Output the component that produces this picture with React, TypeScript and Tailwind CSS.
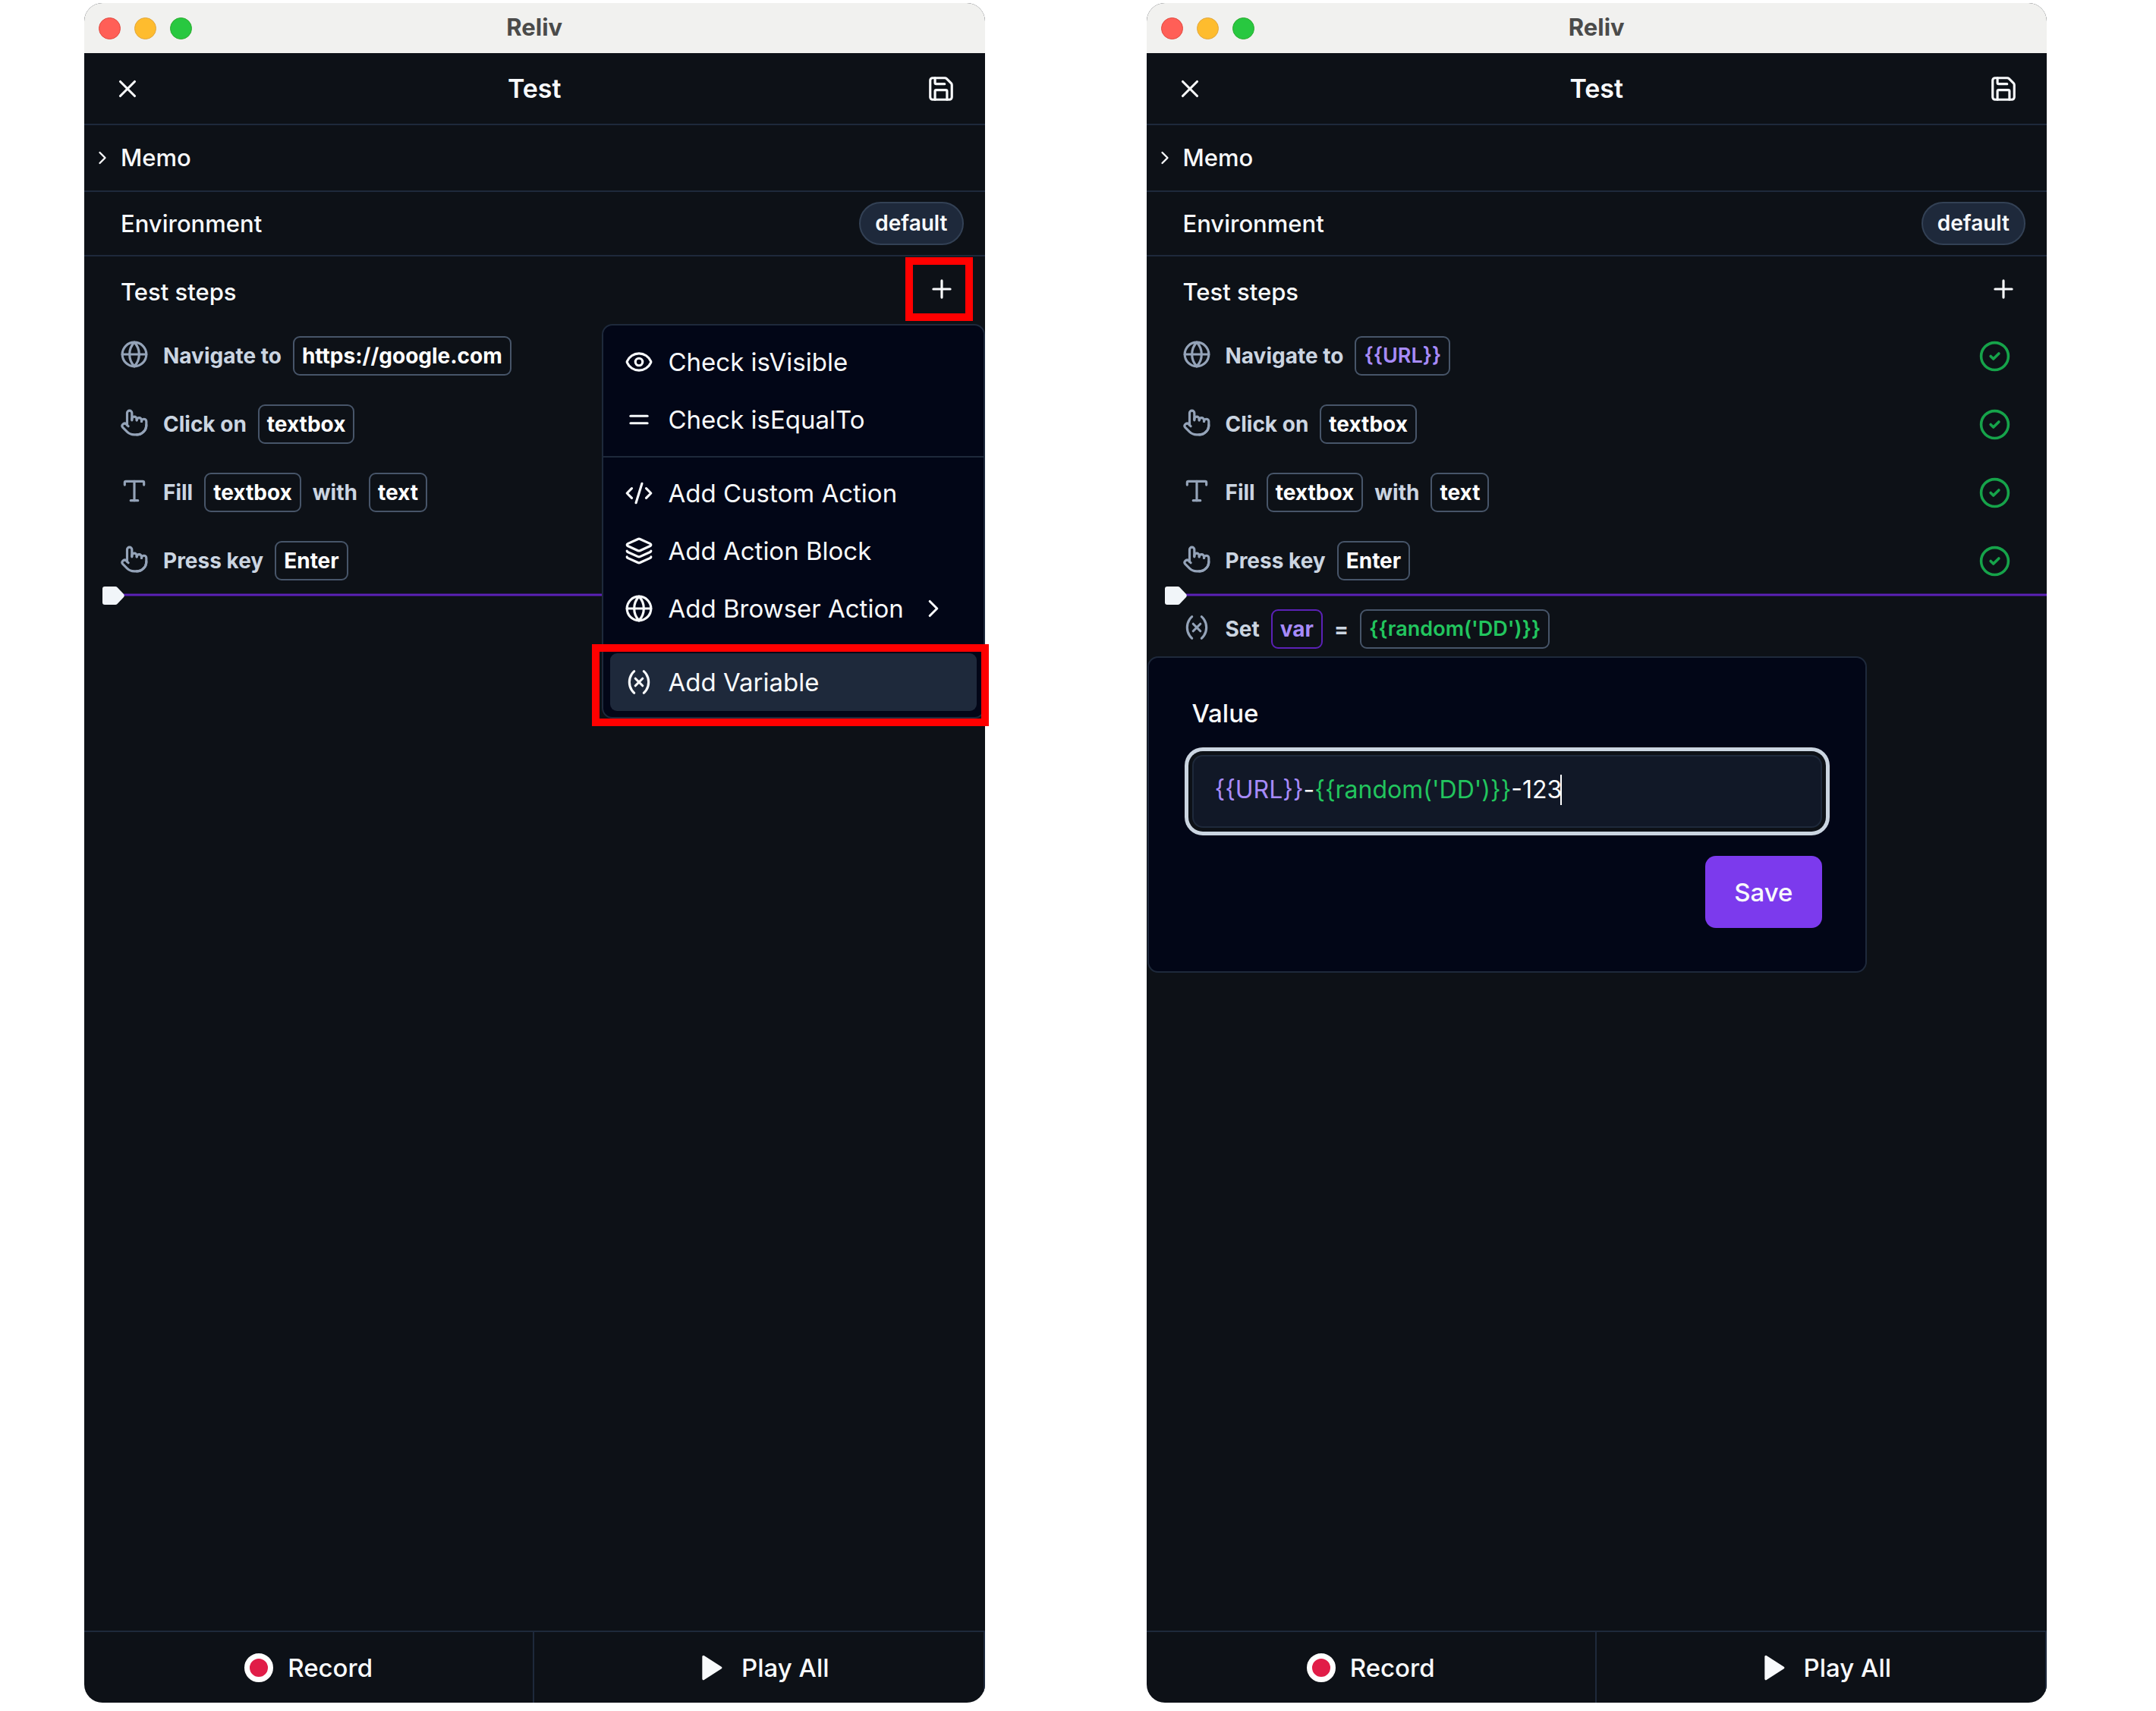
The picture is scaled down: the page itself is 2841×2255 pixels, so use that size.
import React, { useState } from "react";
import {
  X,
  Save,
  ChevronRight,
  Plus,
  Globe,
  Pointer,
  Type,
  Variable,
  CircleCheck,
  Eye,
  Equal,
  CodeXml,
  Layers,
} from "lucide-react";

const ICON = "size-[38px] shrink-0";

function TitleBar() {
  return (
    <div className="relative flex h-[66px] items-center justify-center rounded-t-[24px] bg-[#f1f1ef] pb-0.5">
      <div className="absolute inset-y-0 left-[19px] flex items-center gap-[18px]">
        <span className="size-[29px] rounded-full border border-[#e24b41] bg-[#ff5f57]" />
        <span className="size-[29px] rounded-full border border-[#e1a73e] bg-[#febc2e]" />
        <span className="size-[29px] rounded-full border border-[#2dac2f] bg-[#28c840]" />
      </div>
      <span className="text-[31px] leading-[40px] font-bold text-[#4b4b4a]">Reliv</span>
    </div>
  );
}

function Header() {
  return (
    <header className="flex h-[95px] items-center justify-between border-b-2 border-[#1e293b] px-[38px]">
      <button type="button" aria-label="Close">
        <X className={ICON} />
      </button>
      <h1 className="text-[34px] leading-[48px] font-semibold">Test</h1>
      <button type="button" aria-label="Save test">
        <Save className={ICON} />
      </button>
    </header>
  );
}

const PLAIN_CHIP = "border-[#475569] text-[28px] font-bold text-white";

function Chip({ children, className = PLAIN_CHIP }: { children: React.ReactNode; className?: string }) {
  return (
    <button type="button" className={"h-[52px] rounded-[9px] border-2 px-[10px] leading-[40px] " + className}>
      {children}
    </button>
  );
}

function Step({ icon, children, passed }: { icon: React.ReactNode; children: React.ReactNode; passed?: boolean }) {
  return (
    <li className="flex h-[90px] items-center px-[47px] text-[#cbd5e1]">
      <span className="mr-[19px] mb-1 text-[#94a3b8]">{icon}</span>
      <div className="flex items-center gap-[15px] text-[28px] leading-[40px] font-bold">{children}</div>
      {passed && <CircleCheck aria-label="Passed" className="ml-auto size-[43px] text-[#16a34a]" />}
    </li>
  );
}

function Marker() {
  return (
    <div className="relative h-0">
      <div className="absolute right-0 left-[40px] h-[3px] -translate-y-1/2 bg-[#5b21b6]" />
      <svg className="absolute top-[-11px] left-[24px] h-[24px] w-[29px] text-[#f1f5f9]" viewBox="0 0 29 24" fill="currentColor">
        <path d="M3 0h14q1.500 0 2.500 1l8.500 9q1.500 2 0 4l-8.500 9Q18.500 24 17 24H3q-3 0-3-3V3q0-3 3-3z" />
      </svg>
    </div>
  );
}

function Steps({ url, passed, children }: { url: React.ReactNode; passed?: boolean; children?: React.ReactNode }) {
  return (
    <ul>
      <Step passed={passed} icon={<Globe className={ICON} />}>
        <span>Navigate to</span>
        {url}
      </Step>
      <Step passed={passed} icon={<Pointer className={ICON} />}>
        <span>Click on</span>
        <Chip>textbox</Chip>
      </Step>
      <Step passed={passed} icon={<Type className={ICON} />}>
        <span>Fill</span>
        <Chip>textbox</Chip>
        <span>with</span>
        <Chip>text</Chip>
      </Step>
      <Step passed={passed} icon={<Pointer className={ICON} />}>
        <span>Press key</span>
        <Chip>Enter</Chip>
      </Step>
      <li>
        <Marker />
      </li>
      {children}
    </ul>
  );
}

function MenuItem({ icon, label, active, more }: { icon: React.ReactNode; label: string; active?: boolean; more?: boolean }) {
  return (
    <button
      type="button"
      role="menuitem"
      className={"flex h-[76px] w-full items-center rounded-[9px] px-[19px] " + (active ? "bg-[#1e293b]" : "")}
    >
      {icon}
      <span className="ml-[20px] text-[33px] leading-[48px]">{label}</span>
      {more && <ChevronRight className={ICON + " ml-[20px]"} />}
    </button>
  );
}

function AddMenu() {
  return (
    <div
      role="menu"
      className="absolute top-[89px] right-0 w-[505px] rounded-[14px] border-2 border-[#1e293b] bg-[#020617] px-[9px] pt-[10px] pb-[8px]"
    >
      <MenuItem icon={<Eye className={ICON} />} label="Check isVisible" />
      <MenuItem icon={<Equal className={ICON} />} label="Check isEqualTo" />
      <hr className="-mx-[9px] mt-[10px] mb-[9px] border-t-2 border-[#1e293b]" />
      <MenuItem icon={<CodeXml className={ICON} />} label="Add Custom Action" />
      <MenuItem icon={<Layers className={ICON} />} label="Add Action Block" />
      <MenuItem icon={<Globe className={ICON} />} label="Add Browser Action" more />
      <hr className="-mx-[9px] mt-[10px] mb-[9px] border-t-2 border-[#1e293b]" />
      <MenuItem icon={<Variable className={ICON} />} label="Add Variable" active />
      <div className="pointer-events-none absolute right-[-7px] bottom-[-12px] left-[-15px] h-[108px] border-[10px] border-[#ff0000]" />
    </div>
  );
}

function ValueEditor() {
  const [value, setValue] = useState("{{URL}}-{{random('DD')}}-123");
  const parts = value.split(/(\{\{.*?\}\})/).filter(Boolean);
  return (
    <form className="absolute top-[527px] left-px w-[948px] rounded-[14px] border-2 border-[#1e293b] bg-[#020617] px-[57px] pt-[45px] pb-[57px]">
      <label htmlFor="variable-value" className="block text-[33px] leading-[56px] font-medium">
        Value
      </label>
      <div className="mt-[27px] grid h-[96px] items-center rounded-[14px] border-2 border-[#1e293b] bg-[#111827] text-[32px] leading-[40px] ring-[5px] ring-[#cbd5e1] ring-offset-[5px] ring-offset-[#0d1117]">
        <div aria-hidden="true" className="col-start-1 row-start-1 flex px-[28px] pb-1 whitespace-pre">
          {parts.map((part, i) => (
            <span
              key={i}
              className={part.startsWith("{{random") ? "text-[#22c55e]" : part.startsWith("{{") ? "text-[#a78bfa]" : "text-white"}
            >
              {part}
            </span>
          ))}
          <span className="-ml-0.5 w-0.5 bg-white" />
        </div>
        <input
          id="variable-value"
          type="text"
          value={value}
          onChange={(e) => setValue(e.target.value)}
          className="col-start-1 row-start-1 w-full bg-transparent px-[28px] pb-1 text-transparent caret-transparent outline-none"
        />
      </div>
      <div className="mt-[37px] flex justify-end">
        <button type="button" className="h-[95px] rounded-[14px] bg-[#7c3aed] px-[38px] text-[33px] leading-[48px] font-medium">
          Save
        </button>
      </div>
    </form>
  );
}

function Footer() {
  return (
    <footer className="mt-auto grid h-[95px] grid-cols-2 overflow-hidden rounded-b-[24px] border-t-2 border-[#1e293b] text-[33px] leading-[48px] font-medium">
      <button type="button" className="flex items-center justify-center gap-[19px] border-r-2 border-[#1e293b]">
        <span className="size-[38px] rounded-full border-[7px] border-white bg-[#e11d48]" />
        Record
      </button>
      <button type="button" className="flex items-center justify-center gap-[20px] border-r-2 border-[#1e293b] pl-[12px]">
        <svg className={ICON} viewBox="0 0 24 24" fill="currentColor" stroke="currentColor" strokeWidth="2" strokeLinejoin="round">
          <polygon points="5 2.700 19.500 12 5 21.300" />
        </svg>
        Play All
      </button>
    </footer>
  );
}

function AppWindow({ children, highlightAdd }: { children: React.ReactNode; highlightAdd?: boolean }) {
  return (
    <section className="flex flex-1 flex-col rounded-[24px] bg-[#0d1117] text-[#f8fafc]">
      <TitleBar />
      <Header />
      <button
        type="button"
        className="flex h-[88px] items-center gap-[10px] border-b-2 border-[#1e293b] pl-[10px] text-[31px] leading-[40px] font-medium"
      >
        <ChevronRight className="size-[28px]" />
        Memo
      </button>
      <div className="flex h-[85px] items-center justify-between border-b-2 border-[#1e293b] pr-[28px] pl-[48px] text-[31px] leading-[40px] font-medium">
        <span>Environment</span>
        <button
          type="button"
          className="h-[57px] rounded-full border-2 border-[#334155] bg-[#1e293b] px-[19px] pb-0.5 text-[28px] leading-[40px] font-semibold"
        >
          default
        </button>
      </div>
      <div className="relative flex flex-col">
        <div className="flex h-[86px] items-center justify-between pr-[38px] pl-[48px]">
          <h2 className="pt-2 text-[31px] leading-[40px] font-medium">Test steps</h2>
          <button type="button" aria-label="Add step" className="relative">
            <Plus className={ICON} />
            {highlightAdd && (
              <span className="absolute -inset-y-[23px] -right-[22px] -left-[29px] border-[10px] border-[#ff0000]" />
            )}
          </button>
        </div>
        {children}
      </div>
      <Footer />
    </section>
  );
}

export default function App() {
  return (
    <main className="flex min-h-screen gap-[213px] bg-white pt-[4px] pr-[144px] pb-[11px] pl-[111px] font-['Inter',sans-serif]">
      <AppWindow highlightAdd>
        <Steps url={<Chip>https://google.com</Chip>} />
        <AddMenu />
      </AppWindow>
      <AppWindow>
        <Steps
          passed
          url={<Chip className="border-[#475569] text-[27px] font-semibold text-[#a78bfa]">{"{{URL}}"}</Chip>}
        >
          <Step icon={<Variable className={ICON} />}>
            <span>Set</span>
            <Chip className="border-[#5b21b6] text-[28px] font-bold text-[#a78bfa]">var</Chip>
            <span>=</span>
            <Chip className="border-[#475569] text-[27px] font-semibold text-[#22c55e]">{"{{random('DD')}}"}</Chip>
          </Step>
        </Steps>
        <ValueEditor />
      </AppWindow>
    </main>
  );
}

####

TASK – Return from the data every line that holds "size".

FINAL ANSWER –
The picture is scaled down: the page itself is 2841×2255 pixels, so use that size.
const ICON = "size-[38px] shrink-0";
        <span className="size-[29px] rounded-full border border-[#e24b41] bg-[#ff5f57]" />
        <span className="size-[29px] rounded-full border border-[#e1a73e] bg-[#febc2e]" />
        <span className="size-[29px] rounded-full border border-[#2dac2f] bg-[#28c840]" />
      {passed && <CircleCheck aria-label="Passed" className="ml-auto size-[43px] text-[#16a34a]" />}
        <span className="size-[38px] rounded-full border-[7px] border-white bg-[#e11d48]" />
        <ChevronRight className="size-[28px]" />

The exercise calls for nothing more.